The Performance Paradox
Next.js promises better performance through static rendering and pre-rendering, but in practice, I found the opposite to be true for admin applications. The additional complexity introduced by the framework often slowed down both development and runtime performance.
Static Generation Overhead
Static generation and pre-rendering add unnecessary complexity when your content is inherently dynamic. Admin applications typically display:
- Real-time data that changes frequently
- User-specific information that can't be pre-rendered
- Interactive dashboards with live updates
- Forms and workflows that depend on current state
Attempting to statically generate pages that are fundamentally dynamic creates a mismatch between the tool and the task.
Bundle Size vs. User Experience
While Next.js aims to reduce bundle sizes through code splitting and server components, this approach can actually make admin applications feel slower. The constant need to fetch additional code and components during navigation creates micro-delays that accumulate into a sluggish user experience.
The SPA Advantage: Instant User Feedback
Single Page Applications excel at what matters most in admin interfaces: immediate user feedback. When a user clicks a link, switches tabs, or navigates to a different section, the response should be instantaneous.
Lightning-Fast Navigation
In a well-built SPA, every user interaction feels immediate because:
- No server round trips for navigation - Everything happens client-side
- Shared state management - Data persists across routes
- Predictive loading - Components can preload anticipated data
- Smooth transitions - No page refreshes or loading states
This immediate feedback is crucial for admin applications where users perform repetitive tasks and need the interface to keep up with their workflow.
Scalability: The Lazy Loading Solution
The common concern with SPAs is that they don't scale well as applications grow larger. This is true only if you don't plan for scale from the beginning. The solution is straightforward: lazy loading.
Strategic Code Splitting
Modern SPAs can implement intelligent code splitting by:
- Route-based splitting - Load components only when routes are accessed
- Feature-based splitting - Group related functionality into separate bundles
- Component-level splitting - Load heavy components on demand
- Conditional loading - Load features based on user permissions
This approach gives you the best of both worlds: fast initial loading and instant navigation once the user starts working with the application.
Development Velocity: Simplicity Wins
Returning to SPA architecture for admin applications has dramatically improved my development velocity. Without the mental overhead of deciding what should render on the server versus the client, I can focus on building features that matter to users.

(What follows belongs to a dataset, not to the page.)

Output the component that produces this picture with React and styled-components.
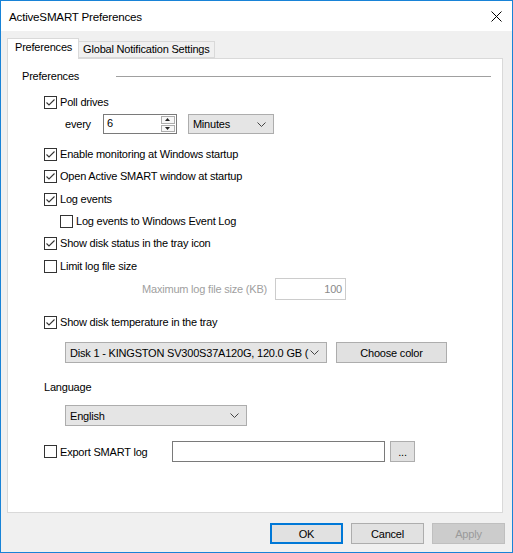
import React from 'react'
import styled, { createGlobalStyle } from 'styled-components'

const GlobalStyle = createGlobalStyle`
  body {
    margin: 0;
    background: #ffffff;
    font-family: "Liberation Sans", Arial, sans-serif;
    font-size: 11px;
    letter-spacing: -0.2px;
    color: #000;
  }
  * { box-sizing: border-box; }
`

const Window = styled.div`
  width: 513px;
  height: 553px;
  border: 1px solid #1883d7;
  background: #f0f0f0;
  display: flex;
  flex-direction: column;
`

const TitleBar = styled.div`
  height: 30px;
  background: #ffffff;
  display: flex;
  align-items: center;
  justify-content: space-between;
  padding: 0 10px 0 8px;
  font-size: 11.6px;
`

const Body = styled.div`
  padding: 7px 9px 0 6px;
  display: flex;
  flex-direction: column;
`

const TabStrip = styled.div`
  height: 20px;
  display: flex;
  align-items: flex-end;
  position: relative;
  z-index: 1;
`

const Tab = styled.div`
  height: ${(p) => (p.$active ? '21px' : '17px')};
  margin-bottom: ${(p) => (p.$active ? '-1px' : '0')};
  padding: ${(p) => (p.$active ? '2px 6px 0 7px' : '1px 4px 0 4px')};
  background: ${(p) => (p.$active ? '#ffffff' : '#f0f0f0')};
  border: 1px solid #d9d9d9;
  border-bottom: ${(p) => (p.$active ? 'none' : '1px solid #d9d9d9')};
  border-left: ${(p) => (p.$active ? '1px solid #d9d9d9' : 'none')};
  display: flex;
  align-items: flex-start;
`

const Panel = styled.div`
  height: 455px;
  background: #ffffff;
  border: 1px solid #d9d9d9;
  padding: 0 0 0 14px;
  display: flex;
  flex-direction: column;
`

const Row = styled.div`
  display: flex;
  align-items: center;
  height: ${(p) => p.$h || 22}px;
  margin-top: ${(p) => p.$mt || 0}px;
  padding-left: ${(p) => p.$indent || 0}px;
`

const GroupLine = styled.div`
  flex: 1;
  height: 1px;
  background: #a0a0a0;
  margin: 1px 11px 0 37px;
`

const Box = styled.span`
  width: 13px;
  height: 13px;
  border: 1px solid #333333;
  background: #ffffff;
  display: inline-flex;
  align-items: center;
  justify-content: center;
  flex: none;
  margin-right: 3px;
`

const Label = styled.span`
  color: ${(p) => (p.$disabled ? '#a0a0a0' : '#000')};
  margin-right: ${(p) => p.$mr || 0}px;
  width: ${(p) => (p.$w ? `${p.$w}px` : 'auto')};
  text-align: ${(p) => (p.$right ? 'right' : 'left')};
  flex: none;
`

const SpinBox = styled.div`
  width: 74px;
  height: 20px;
  border: 1px solid #7a7a7a;
  background: #ffffff;
  display: flex;
  margin-left: 12px;
`

const SpinText = styled.div`
  flex: 1;
  padding: 2px 0 0 3px;
`

const SpinButtons = styled.div`
  width: 16px;
  display: flex;
  flex-direction: column;
  padding: 1px;
  gap: 1px;
`

const SpinButton = styled.div`
  flex: 1;
  border: 1px solid #adadad;
  background: #f7f7f7;
  display: flex;
  align-items: center;
  justify-content: center;
`

const Combo = styled.div`
  width: ${(p) => p.$w}px;
  height: ${(p) => p.$h || 21}px;
  margin-left: ${(p) => p.$ml || 0}px;
  background: #e5e5e5;
  border: 1px solid #adadad;
  display: flex;
  align-items: center;
  justify-content: space-between;
  padding: 0 7px 0 4px;
  white-space: nowrap;
  overflow: hidden;
`

const Field = styled.div`
  width: ${(p) => p.$w}px;
  height: ${(p) => p.$h || 21}px;
  margin-left: ${(p) => p.$ml || 0}px;
  background: #ffffff;
  border: 1px solid ${(p) => (p.$disabled ? '#cccccc' : '#7a7a7a')};
  color: #8a8a8a;
  display: flex;
  align-items: center;
  justify-content: flex-end;
  padding-right: 3px;
`

const Button = styled.div`
  width: ${(p) => p.$w || 73}px;
  height: ${(p) => p.$h || 21}px;
  margin-left: ${(p) => p.$ml || 0}px;
  background: ${(p) => (p.$disabled ? '#cccccc' : '#e1e1e1')};
  border: ${(p) => (p.$default ? '2px solid #0078d7' : p.$disabled ? '1px solid #bfbfbf' : '1px solid #adadad')};
  color: ${(p) => (p.$disabled ? '#9a9a9a' : '#000')};
  display: flex;
  align-items: center;
  justify-content: center;
`

const Footer = styled.div`
  display: flex;
  justify-content: flex-end;
  gap: 8px;
  padding: 10px 7px 0 0;
`

const Check = () => (
  <svg width="11" height="11" viewBox="0 0 11 11">
    <polyline points="1.5,5.5 4,8 9.5,2.5" fill="none" stroke="#333" strokeWidth="1.1" />
  </svg>
)

const Chevron = () => (
  <svg width="9" height="5" viewBox="0 0 9 5" style={{ flex: 'none' }}>
    <polyline points="0.5,0.5 4.5,4.5 8.5,0.5" fill="none" stroke="#444" strokeWidth="1" />
  </svg>
)

const Arrow = ({ down }) => (
  <svg width="5" height="3" viewBox="0 0 5 3">
    <polygon points={down ? '0,0 5,0 2.5,3' : '0,3 5,3 2.5,0'} fill="#222" />
  </svg>
)

const CheckRow = ({ checked, label, indent = 22, mt, h }) => (
  <Row $indent={indent} $mt={mt} $h={h}>
    <Box>{checked && <Check />}</Box>
    <Label>{label}</Label>
  </Row>
)

const App = () => {
  return (
    <>
      <GlobalStyle />
      <Window>
        <TitleBar>
          <span>ActiveSMART Preferences</span>
          <svg width="11" height="11" viewBox="0 0 11 11">
            <line x1="0.5" y1="0.5" x2="10.5" y2="10.5" stroke="#000" strokeWidth="1" />
            <line x1="10.5" y1="0.5" x2="0.5" y2="10.5" stroke="#000" strokeWidth="1" />
          </svg>
        </TitleBar>
        <Body>
          <TabStrip>
            <Tab $active>Preferences</Tab>
            <Tab>Global Notification Settings</Tab>
          </TabStrip>
          <Panel>
            <Row $h={16} $mt={9}>
              <Label>Preferences</Label>
              <GroupLine />
            </Row>
            <CheckRow checked label="Poll drives" mt={7} />
            <Row $h={20} $mt={1} $indent={43}>
              <Label>every</Label>
              <SpinBox>
                <SpinText>6</SpinText>
                <SpinButtons>
                  <SpinButton><Arrow /></SpinButton>
                  <SpinButton><Arrow down /></SpinButton>
                </SpinButtons>
              </SpinBox>
              <Combo $w={86} $h={20} $ml={11}>
                <span>Minutes</span>
                <Chevron />
              </Combo>
            </Row>
            <CheckRow checked label="Enable monitoring at Windows startup" mt={9} />
            <CheckRow checked label="Open Active SMART window at startup" />
            <CheckRow checked label="Log events" mt={1} />
            <CheckRow label="Log events to Windows Event Log" indent={38} />
            <CheckRow checked label="Show disk status in the tray icon" />
            <CheckRow label="Limit log file size" mt={1} />
            <Row $h={22} $mt={1} $indent={100}>
              <Label $disabled $right $w={145} $mr={8}>Maximum log file size (KB)</Label>
              <Field $w={71} $h={22} $disabled>100</Field>
            </Row>
            <CheckRow checked label="Show disk temperature in the tray" mt={11} />
            <Row $h={21} $mt={9} $indent={43}>
              <Combo $w={262}>
                <span>Disk 1 - KINGSTON SV300S37A120G, 120.0 GB (</span>
                <Chevron />
              </Combo>
              <Button $w={111} $ml={9}>Choose color</Button>
            </Row>
            <Row $mt={13} $indent={22}>
              <Label>Language</Label>
            </Row>
            <Row $h={21} $mt={7} $indent={43}>
              <Combo $w={182}>
                <span>English</span>
                <Chevron />
              </Combo>
            </Row>
            <Row $h={21} $mt={15} $indent={22}>
              <Box />
              <Label $w={112}>Export SMART log</Label>
              <Field $w={213} />
              <Button $w={25} $ml={5}>...</Button>
            </Row>
          </Panel>
        </Body>
        <Footer>
          <Button $default>OK</Button>
          <Button>Cancel</Button>
          <Button $disabled>Apply</Button>
        </Footer>
      </Window>
    </>
  )
}

export default App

Clear Architecture Boundaries
The API + SPA approach provides clear separation of concerns:
- Backend focuses on data and business logic - Clean, testable APIs
- Frontend focuses on user experience - Interactive, responsive interfaces
- No hybrid complexity - No confusion about where code should run
- Independent scaling - Frontend and backend can scale separately
The Right Tool for the Right Job
I'm not arguing that SPAs are universally better than Next.js. Each approach has its strengths and appropriate use cases:
Choose Next.js for:
- Public-facing websites that need SEO
- Marketing sites and landing pages
- E-commerce platforms
- Content-heavy sites with mostly static content
- Applications where initial loading time is critical
Choose SPA for:
- Admin interfaces and internal tools
- Complex interactive applications
- Real-time dashboards and monitoring tools
- Applications where user engagement time is high
- Scenarios where immediate user feedback is paramount
Coexistence, Not Competition
The future of web development isn't about choosing a single architectural approach for every project. It's about understanding the strengths and weaknesses of different approaches and applying them appropriately.
Next.js and SPAs can coexist peacefully in the development ecosystem. They solve different problems for different types of applications. The key is recognizing which tool fits your specific requirements rather than following the latest trend.
Conclusion
My return to SPAs for admin applications wasn't a rejection of modern development practices—it was a conscious choice to use the right tool for the job. When you're building applications that prioritize user interaction speed over search engine visibility, SPAs remain the superior choice.
The development community sometimes gets caught up in the excitement of new technologies and forgets that older approaches might still be the best fit for certain scenarios. SPAs have evolved significantly since their early days, and with modern tooling and best practices, they can deliver exceptional user experiences for admin applications.
Before choosing your next tech stack, ask yourself: What problem am I actually trying to solve? The answer might lead you back to a technology you thought you'd outgrown.